L’archipel rétais (composé des îles de Ré, d’Ars, de Loix et des Portes), était, quasiment à l’abandon après les invasions normandes. L’abbaye a vu le jour dans un contexte historique tumultueux. Ré est sous domination anglaise de 1154 à 1243. De son côté, Elbe de Mauléon, seigneur de Ré, montre un intérêt particulier pour ce territoire dès le XIIe siècle. Il compte bien développer la culture de la vigne, et mise sur l’organisation et le soutien de la population pour défendre l’île. C’est dans ce cadre politique et économique que les moines cisterciens vont construire l’abbaye, dans un lieu éloigné de la présence humaine. Le conférencier a employé le terme de « solitude retirée »… Un édifice sobre, dans lequel la prière revêt une importance primordiale. Les principes de l’ordre reposent sur une trilogie très claire : ascétisme, rigueur liturgique et introduction et introduction du travail manuel. Deux personnages sont à l’origine de l’abbaye : Isaac, abbé de l’Etoile, et Jean, abbé de Trizay. Avec le soutien de la hiérarchie cistercienne, ils ont directement traité avec Elbe de Mauléon. Jusqu’à la fin du Moyen-âge, l’abbaye des Châteliers va rythmer la vie sociale sur l’île dont le développement va prendre un essor remarquable.
Un édifice religieux dans les turbulences de l’histoire
Après avoir donné une suite de commentaires et d’explications sur les plans, Jacques Boucard a retracé les moments forts qui ont marqué la vie de l’abbaye : en 1294, elle est incendiée par les Anglais qui récidivent en 1388. Ces mêmes Anglais la pillent en 1404 et la détruisent en 1457. Après sa restauration, elle subit une destruction totale durant les guerres de Religion.
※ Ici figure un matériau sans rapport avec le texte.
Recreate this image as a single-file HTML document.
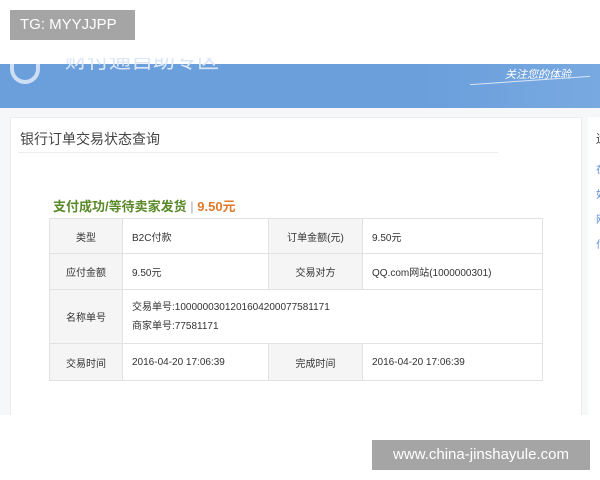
<!DOCTYPE html>
<html><head><meta charset="utf-8"><style>
*{margin:0;padding:0;box-sizing:border-box}
body{width:600px;height:480px;background:#fff;position:relative;overflow:hidden;font-family:"Liberation Sans","Noto Sans CJK SC",sans-serif}
.abs{position:absolute}
.tg{left:10px;top:10px;width:125px;height:30px;background:#a5a5a5;color:#fff;font-size:15px;line-height:30px;padding-left:10px}
.wm{left:372px;top:440px;width:218px;height:30px;background:#a5a5a5;color:#fff;font-size:15px;line-height:30px;text-align:center}
.blue{left:0;top:64px;width:600px;height:44px;background:linear-gradient(90deg,#6a9fdc,#6a9fdc 70%,#79a9e0)}
.bg{left:0;top:108px;width:600px;height:307px;background:#f6f7f8}
.panel{left:10px;top:117px;width:572px;height:298px;background:#fff;border:1px solid #ededed;border-bottom:none}
.side{left:588px;top:117px;width:12px;height:298px;background:#fff}
table{position:absolute;left:49px;top:218px;width:494px;border-collapse:collapse;font-size:10px;color:#333}
td{border:1px solid #e2e2e2;padding-left:9px}
td.h{background:#f5f5f5;text-align:center;padding:0}
</style></head><body>
<div class="abs blue"></div>
<div class="abs" style="left:10px;top:64px;width:30px;height:20px;border:4px solid #e8f0fb;border-top:none;border-radius:0 0 15px 15px;opacity:.8"></div>
<div class="abs" style="left:65px;top:58px;width:170px;height:12px;color:#dbe7f7;font-size:22px;overflow:hidden;line-height:6px">财付通自助专区</div>
<div class="abs" style="left:505px;top:66px;color:#fff;font-size:11px;font-style:italic">关注您的体验</div>
<div class="abs" style="left:470px;top:80px;width:120px;height:1px;background:#d9e6f7;transform:rotate(-4deg)"></div>
<div class="abs bg"></div>
<div class="abs panel"></div>
<div class="abs side"></div>
<div class="abs" style="left:20px;top:129px;font-size:14px;color:#444">银行订单交易状态查询</div>
<div class="abs" style="left:18px;top:152px;width:480px;height:1px;background:#ececec"></div>
<div class="abs" style="left:596px;top:130px;font-size:12px;color:#444">遗</div>
<div class="abs" style="left:596px;top:158px;font-size:10px;color:#5b8ed4;line-height:25px">在<br>如<br>网<br>付</div>
<div class="abs" style="left:53px;top:196px;font-size:13px;font-weight:bold;color:#5a8a2a">支付成功/等待卖家发货 <span style="color:#aaa;font-weight:normal">|</span> <span style="color:#e07a2a">9.50元</span></div>
<table>
<tr style="height:35px"><td class="h" style="width:73px">类型</td><td style="width:146px">B2C付款</td><td class="h" style="width:94px">订单金额(元)</td><td>9.50元</td></tr>
<tr style="height:36px"><td class="h">应付金额</td><td>9.50元</td><td class="h">交易对方</td><td>QQ.com网站(1000000301)</td></tr>
<tr style="height:54px"><td class="h">名称单号</td><td colspan="3" style="line-height:19px">交易单号:1000000301201604200077581171<br>商家单号:77581171</td></tr>
<tr style="height:37px"><td class="h">交易时间</td><td>2016-04-20 17:06:39</td><td class="h">完成时间</td><td>2016-04-20 17:06:39</td></tr>
</table>
<div class="abs tg">TG: MYYJJPP</div>
<div class="abs wm">www.china-jinshayule.com</div>
</body></html>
En 1623, l’abbaye, et ses biens, est unie à la congrégation de l’Oratoire (par une bulle pontificale. L’année suivante, les prêtres de l’Oratoire hésitent à se lancer dans des travaux de réfection, vue la proximité de La Rochelle, ville huguenote. En 1625, la reconstruction est définitivement abandonnée. L’abbaye va servir de carrière pour bâtir le Fort La Prée.
Aujourd’hui, les vestiges des « Châteliers » sont l’objet de visites régulièrement organisées par le Musée du Platin de La Flotte-en-Ré.
Jacques Buisson
L’Art Gothique
La conférence sur l’architecture gothique en Aunis, donnée par Yves Blomme, professeur en théologie et en histoire de l’Église contemporaine, souligne la magnificence du flamboyant.
Au moyen âge, il y avait plus de paroisses que de communes, les nombreuses églises de nos campagnes en témoignent. Dans l’île de Ré c’était l’inverse, il n’existait à cette époque que quatre églises, celles d’Ars, de Ste-Marie, de St-Martin et de La Flotte. Les autres n’étaient que des chapelles, l’église de St-Clément date du XIXe , celle de Rivedoux du XXe .
Sur Ré, le seul vestige gothique antérieur à la période flamboyante est l’abbaye des Châteliers, malgré la transformation, a posteriori, de sa grande baie à arc flamboyant.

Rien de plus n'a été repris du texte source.